From the analysis of these factors below, this court cannot find that the prosecution exercised diligence before the filing of their COC on October 2, 2025. The prosecution has provided little information as to their efforts prior to filing the initial COC. The court will address the factors as they apply to this case.
• Prosecutorial Compliance Efforts. The prosecution does not provide this court with information about their efforts to ascertain the existence of discoverable materials until 51 days after Ms. Bautista's arraignment. This is far beyond the 35 days during which the prosecution is required to complete their discovery compliance (CPL § 245.20[1]), and disclose impeachment materials "expeditiously upon its receipt." CPL § 245.20(1)(k). The prosecution did disclose some materials at the Crawford hearing, but offered no [*4]explanation about when or how they obtained those materials. The court is left to guess if those materials are arraignment materials or if the prosecution exercised diligence to obtain them. From the relevant facts of this case the prosecution only began their diligence after the defense notified the prosecution of missing discovery. The prosecution indicates that they sent only one email requesting discovery prior to filing their COC. They sent five follow-up emails and made three calls after the defense notified them of missing discovery. "Viewed under the proper legal standard, there is no record support that prior to filing the initial COC, the People exercised due diligence and made reasonable inquiries to identify mandatory discovery items relating to this case." Bay, 41 NY3d at 215.
• Volume of Discovery Provided/Outstanding. The prosecution has disclosed most of the materials related to this case, but acknowledges that they belatedly turned over some very basic discovery items for this type of case: photographs depicting injuries, an activity log for one of the officers involved in the case, a scratch NYPD complaint report, and the ZOLPA.

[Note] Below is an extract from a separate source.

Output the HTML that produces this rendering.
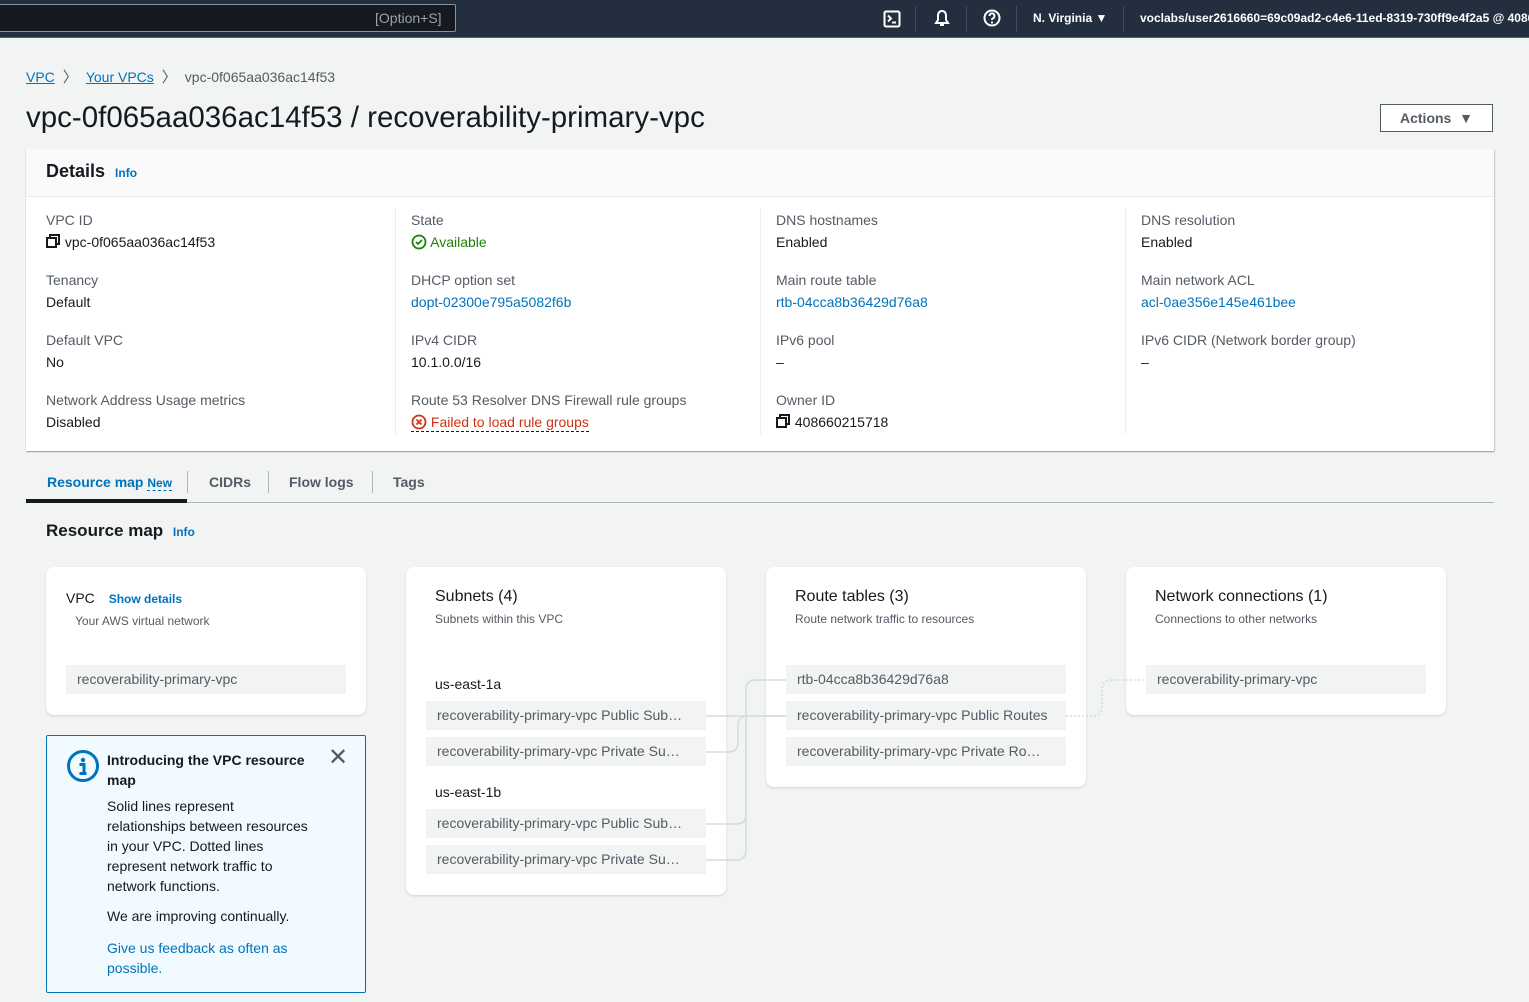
<!DOCTYPE html>
<html><head><meta charset="utf-8"><style>
*{box-sizing:border-box;margin:0;padding:0}
body{width:1529px;height:1002px;background:#f2f3f3;font-family:"Liberation Sans",sans-serif;font-size:14px;color:#16191f;position:relative;overflow:hidden}
.a{position:absolute;white-space:nowrap}
.top{position:absolute;left:0;top:0;width:1529px;height:38px;background:#232f3e;border-bottom:1px solid #545b64}
.lnk{color:#0073bb}
.lbl{color:#545b64}
.card{position:absolute;background:#fff;border-radius:8px;box-shadow:0 1px 2px rgba(0,28,36,.15)}
.item{position:absolute;height:29px;background:#f2f3f3;color:#545b64;font-size:14px;line-height:29px;padding-left:11px;white-space:nowrap;overflow:hidden}
.vd{position:absolute;top:208px;height:226px;border-left:1px solid #eaeded}
</style></head><body>
<div class="top">
 <div class="a" style="left:-2px;top:4px;width:458px;height:28px;background:#16191f;border:1px solid #879596;border-radius:2px"></div>
 <div class="a" style="left:375px;top:10px;color:#95a5a6;font-size:14px">[Option+S]</div>
 <svg class="a" style="left:883px;top:10px" width="18" height="18" viewBox="0 0 18 18"><rect x="1.5" y="1.5" width="15" height="15" rx="1.5" fill="none" stroke="#fff" stroke-width="2"/><path d="M5 5.5l3 3-3 3M9 12.5h4" fill="none" stroke="#fff" stroke-width="2"/></svg>
 <div class="a" style="left:915px;top:6px;height:26px;border-left:1px solid #414d5c"></div>
 <svg class="a" style="left:933px;top:9px" width="18" height="18" viewBox="0 0 18 18"><path d="M9 2c-3 0-4 2.5-4 5v4l-2 3h12l-2-3V7c0-2.5-1-5-4-5zM7 16h4" fill="none" stroke="#fff" stroke-width="2"/></svg>
 <div class="a" style="left:966px;top:6px;height:26px;border-left:1px solid #414d5c"></div>
 <svg class="a" style="left:983px;top:9px" width="18" height="18" viewBox="0 0 18 18"><circle cx="9" cy="9" r="7.5" fill="none" stroke="#fff" stroke-width="2"/><path d="M6.5 7a2.5 2.5 0 1 1 3.5 2.2c-.7.4-1 .8-1 1.8" fill="none" stroke="#fff" stroke-width="2"/><circle cx="9" cy="13.5" r="1.1" fill="#fff"/></svg>
 <div class="a" style="left:1016px;top:6px;height:26px;border-left:1px solid #414d5c"></div>
 <div class="a" style="left:1033px;top:11px;color:#fff;font-size:12px;font-weight:bold">N. Virginia ▼</div>
 <div class="a" style="left:1123px;top:6px;height:26px;border-left:1px solid #414d5c"></div>
 <div class="a" style="left:1140px;top:11px;color:#fff;font-size:12px;font-weight:bold">voclabs/user2616660=69c09ad2-c4e6-11ed-8319-730ff9e4f2a5 @ 408660215718</div>
</div>

<div class="a" style="left:26px;top:66px"><span class="lnk" style="text-decoration:underline">VPC</span><span style="color:#545b64;margin:0 8px;font-size:15px">〉</span><span class="lnk" style="text-decoration:underline">Your VPCs</span><span style="color:#545b64;margin:0 8px;font-size:15px">〉</span><span style="color:#545b64">vpc-0f065aa036ac14f53</span></div>
<div class="a" style="left:26px;top:101px;font-size:29.5px">vpc-0f065aa036ac14f53 / recoverability-primary-vpc</div>
<div class="a" style="left:1380px;top:104px;width:113px;height:28px;border:1px solid #545b64;background:#fff;font-weight:bold;color:#545b64;text-align:center;line-height:26px">Actions &nbsp;▼</div>

<div class="a" style="left:26px;top:149px;width:1468px;height:302px;background:#fff;box-shadow:0 1px 1px 0 rgba(0,28,36,.3),1px 1px 1px 0 rgba(0,28,36,.15)"></div>
<div class="a" style="left:26px;top:149px;width:1468px;height:48px;background:#fafafa;border-bottom:1px solid #eaeded"></div>
<div class="a" style="left:46px;top:161px;font-size:18px;font-weight:bold">Details <span class="lnk" style="font-size:12px;margin-left:5px">Info</span></div>
<div class="vd" style="left:395px"></div><div class="vd" style="left:760px"></div><div class="vd" style="left:1125px"></div>

<div class="a lbl" style="left:46px;top:212px">VPC ID</div>
<div class="a" style="left:46px;top:234px"><svg width="15" height="14" viewBox="0 0 15 14" style="vertical-align:-1px"><rect x="4" y="1" width="9" height="9" fill="none" stroke="#16191f" stroke-width="2"/><rect x="1" y="4" width="9" height="9" fill="#fff" stroke="#16191f" stroke-width="2"/></svg> vpc-0f065aa036ac14f53</div>
<div class="a lbl" style="left:46px;top:272px">Tenancy</div><div class="a" style="left:46px;top:294px">Default</div>
<div class="a lbl" style="left:46px;top:332px">Default VPC</div><div class="a" style="left:46px;top:354px">No</div>
<div class="a lbl" style="left:46px;top:392px">Network Address Usage metrics</div><div class="a" style="left:46px;top:414px">Disabled</div>

<div class="a lbl" style="left:411px;top:212px">State</div>
<div class="a" style="left:411px;top:234px;color:#1d8102"><svg width="16" height="16" viewBox="0 0 16 16" style="vertical-align:-3px"><circle cx="8" cy="8" r="6.5" fill="none" stroke="#1d8102" stroke-width="1.8"/><path d="M5 8l2 2 4-4" fill="none" stroke="#1d8102" stroke-width="1.8"/></svg> Available</div>
<div class="a lbl" style="left:411px;top:272px">DHCP option set</div><div class="a lnk" style="left:411px;top:294px">dopt-02300e795a5082f6b</div>
<div class="a lbl" style="left:411px;top:332px">IPv4 CIDR</div><div class="a" style="left:411px;top:354px">10.1.0.0/16</div>
<div class="a lbl" style="left:411px;top:392px">Route 53 Resolver DNS Firewall rule groups</div>
<div class="a" style="left:411px;top:414px;color:#d13212;border-bottom:1px dashed #16191f;padding-bottom:1px"><svg width="16" height="16" viewBox="0 0 16 16" style="vertical-align:-3px"><circle cx="8" cy="8" r="6.5" fill="none" stroke="#d13212" stroke-width="1.8"/><path d="M5.5 5.5l5 5M10.5 5.5l-5 5" stroke="#d13212" stroke-width="1.8"/></svg> Failed to load rule groups</div>

<div class="a lbl" style="left:776px;top:212px">DNS hostnames</div><div class="a" style="left:776px;top:234px">Enabled</div>
<div class="a lbl" style="left:776px;top:272px">Main route table</div><div class="a lnk" style="left:776px;top:294px">rtb-04cca8b36429d76a8</div>
<div class="a lbl" style="left:776px;top:332px">IPv6 pool</div><div class="a" style="left:776px;top:354px">–</div>
<div class="a lbl" style="left:776px;top:392px">Owner ID</div>
<div class="a" style="left:776px;top:414px"><svg width="15" height="14" viewBox="0 0 15 14" style="vertical-align:-1px"><rect x="4" y="1" width="9" height="9" fill="none" stroke="#16191f" stroke-width="2"/><rect x="1" y="4" width="9" height="9" fill="#fff" stroke="#16191f" stroke-width="2"/></svg> 408660215718</div>

<div class="a lbl" style="left:1141px;top:212px">DNS resolution</div><div class="a" style="left:1141px;top:234px">Enabled</div>
<div class="a lbl" style="left:1141px;top:272px">Main network ACL</div><div class="a lnk" style="left:1141px;top:294px">acl-0ae356e145e461bee</div>
<div class="a lbl" style="left:1141px;top:332px">IPv6 CIDR (Network border group)</div><div class="a" style="left:1141px;top:354px">–</div>

<div class="a" style="left:26px;top:502px;width:1468px;border-top:1px solid #aab7b8"></div>
<div class="a" style="left:26px;top:499px;width:161px;height:4px;background:#16191f"></div>
<div class="a" style="left:47px;top:474px;color:#0073bb;font-weight:bold">Resource map <span style="font-size:12px;border-bottom:1px dashed #0073bb">New</span></div>
<div class="a" style="left:187px;top:471px;height:22px;border-left:1px solid #aab7b8"></div>
<div class="a" style="left:209px;top:474px;color:#545b64;font-weight:bold">CIDRs</div>
<div class="a" style="left:268px;top:471px;height:22px;border-left:1px solid #aab7b8"></div>
<div class="a" style="left:289px;top:474px;color:#545b64;font-weight:bold">Flow logs</div>
<div class="a" style="left:372px;top:471px;height:22px;border-left:1px solid #aab7b8"></div>
<div class="a" style="left:393px;top:474px;color:#545b64;font-weight:bold">Tags</div>

<div class="a" style="left:46px;top:521px;font-size:17px;font-weight:bold">Resource map <span class="lnk" style="font-size:12px;margin-left:5px">Info</span></div>

<div class="card" style="left:46px;top:567px;width:320px;height:148px"></div>
<div class="a" style="left:66px;top:590px">VPC <span class="lnk" style="font-size:12px;font-weight:bold;margin-left:10px">Show details</span></div>
<div class="a lbl" style="left:75px;top:614px;font-size:12px">Your AWS virtual network</div>
<div class="item" style="left:66px;top:665px;width:280px">recoverability-primary-vpc</div>

<div class="card" style="left:406px;top:567px;width:320px;height:328px"></div>
<div class="a" style="left:435px;top:588px;font-size:16px">Subnets (4)</div>
<div class="a lbl" style="left:435px;top:612px;font-size:12px">Subnets within this VPC</div>
<div class="a" style="left:435px;top:676px">us-east-1a</div>
<div class="item" style="left:426px;top:701px;width:280px">recoverability-primary-vpc Public Sub…</div>
<div class="item" style="left:426px;top:737px;width:280px">recoverability-primary-vpc Private Su…</div>
<div class="a" style="left:435px;top:784px">us-east-1b</div>
<div class="item" style="left:426px;top:809px;width:280px">recoverability-primary-vpc Public Sub…</div>
<div class="item" style="left:426px;top:845px;width:280px">recoverability-primary-vpc Private Su…</div>

<div class="card" style="left:766px;top:567px;width:320px;height:220px"></div>
<div class="a" style="left:795px;top:588px;font-size:16px">Route tables (3)</div>
<div class="a lbl" style="left:795px;top:612px;font-size:12px">Route network traffic to resources</div>
<div class="item" style="left:786px;top:665px;width:280px">rtb-04cca8b36429d76a8</div>
<div class="item" style="left:786px;top:701px;width:280px">recoverability-primary-vpc Public Routes</div>
<div class="item" style="left:786px;top:737px;width:280px">recoverability-primary-vpc Private Ro…</div>

<div class="card" style="left:1126px;top:567px;width:320px;height:148px"></div>
<div class="a" style="left:1155px;top:588px;font-size:16px">Network connections (1)</div>
<div class="a lbl" style="left:1155px;top:612px;font-size:12px">Connections to other networks</div>
<div class="item" style="left:1146px;top:665px;width:280px">recoverability-primary-vpc</div>

<svg class="a" style="left:0;top:0" width="1529" height="1002">
<g fill="none" stroke="#d5dbdb" stroke-width="1.5">
<path d="M706 716H786"/>
<path d="M706 752H728q10 0 10-10V726q0-10 10-10H786"/>
<path d="M706 824H736q10 0 10-10V690q0-10 10-10H786"/>
<path d="M706 860H736q10 0 10-10V726"/>
</g>
<path d="M1066 716H1092q10 0 10-10V690q0-10 10-10H1146" fill="none" stroke="#d5dbdb" stroke-width="1.5" stroke-dasharray="2 2"/>
</svg>

<div class="a" style="left:46px;top:735px;width:320px;height:258px;background:#f1faff;border:1px solid #0073bb;border-radius:2px"></div>
<svg class="a" style="left:66px;top:749px" width="34" height="34" viewBox="0 0 34 34"><circle cx="17" cy="17" r="14.5" fill="none" stroke="#0073bb" stroke-width="3"/><circle cx="17" cy="11" r="2.2" fill="#0073bb"/><path d="M13.5 15.5h4.5v9h2.5M13.5 24.5h7" fill="none" stroke="#0073bb" stroke-width="3"/></svg>
<div class="a" style="left:107px;top:750px;font-weight:bold;line-height:20px">Introducing the VPC resource<br>map</div>
<div class="a" style="left:328px;top:745px;font-size:24px;color:#545b64;line-height:26px">✕</div>
<div class="a" style="left:107px;top:796px;line-height:20px">Solid lines represent<br>relationships between resources<br>in your VPC. Dotted lines<br>represent network traffic to<br>network functions.</div>
<div class="a" style="left:107px;top:908px">We are improving continually.</div>
<div class="a lnk" style="left:107px;top:938px;line-height:20px">Give us feedback as often as<br>possible.</div>
</body></html>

• Complexity of the Case. This is an assault case, one of the more typical cases in the Bronx. The prosecution has not offered any evidence that this case is complex.

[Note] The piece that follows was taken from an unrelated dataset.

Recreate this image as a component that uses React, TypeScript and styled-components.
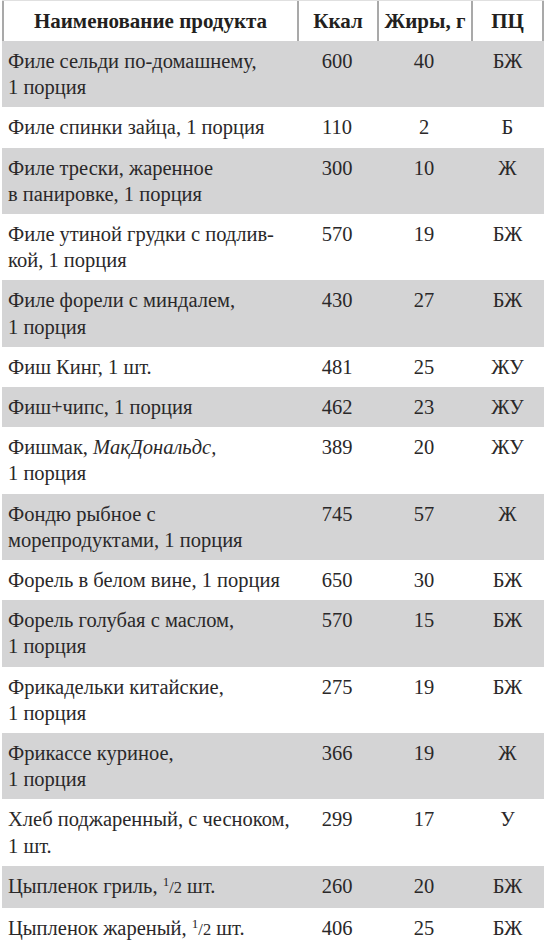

• Prosecutorial Knowledge of Missing Material. The prosecution did not note any of this discovery was missing in their COC, and indicated that they believed much of the belatedly disclosed items did not exist.
• Explanation of Discovery Lapse and Response to Discovery Lapse. The prosecution's response to the missing discovery is that they did not know the missing items existed before they made a second request for discovery and were, eventually, provided with the missing discovery. The prosecution also argues that they exercised due diligence by making reasonable efforts when apprised of the discovery violations. However, their duty is to exercise diligence and good faith before filing their COC.
• Belated Discovery was Duplicative, Insignificant or Easily Remedied. The prosecution argues that some of the belatedly disclosed items are duplicative. They argue that the photos show the same injuries that other previously disclosed photos do, the ZOLPA is "arguably" duplicative in that it contains information that is contained cumulatively in other disclosed documents. It is not for the prosecution to decide what is useful to the defense. See People v Zachary, 86 Misc 3d 1209(A) (Crim Ct, NY County 2025). The statute requires the prosecution to disclose all material subject to discovery. CPL § 245.50(1). And all discovery in possession of the NYPD "shall be deemed in the possession of the prosecution." CPL § 245.20(2).
• Omission Corrected. The defense argues that several items remain outstanding. However, the important detail related to this factor is that the prosecution belatedly disclosed numerous items after the filing of their COC.
• Error Self-Reported and Promptly Remedied. The prosecution did not self-report any of the errors, but did make some efforts to remedy and did disclose much of the missing discovery. This raises the issue of whether the prosecution would have been able to meet their discovery and CPL § 30.30 deadlines had they acted diligently sooner.
• Prejudice to Defense. The prosecution argues that there was no prejudice. However, when there is still discovery outstanding — as may be the case here — it is difficult to determine the prejudicial impact.
After consideration of all of the CPL § 245.50(5)(a) factors, this court finds that the prosecution failed to demonstrate that they exercised due diligence to ascertain the existence of material and information subject to discovery and make that discovery available to the defense prior to filing their initial COC.
Because the prosecution has not demonstrated compliance with the statutory mandates of discovery, the court grants the defense motion to invalidate the prosecution's COC and SOR. Without a valid COC and SOR, the prosecution was beyond the 90 days to be ready for trial under CPL § 30.30 and this court must dismiss this case.
The foregoing constitutes the order and decision of the court.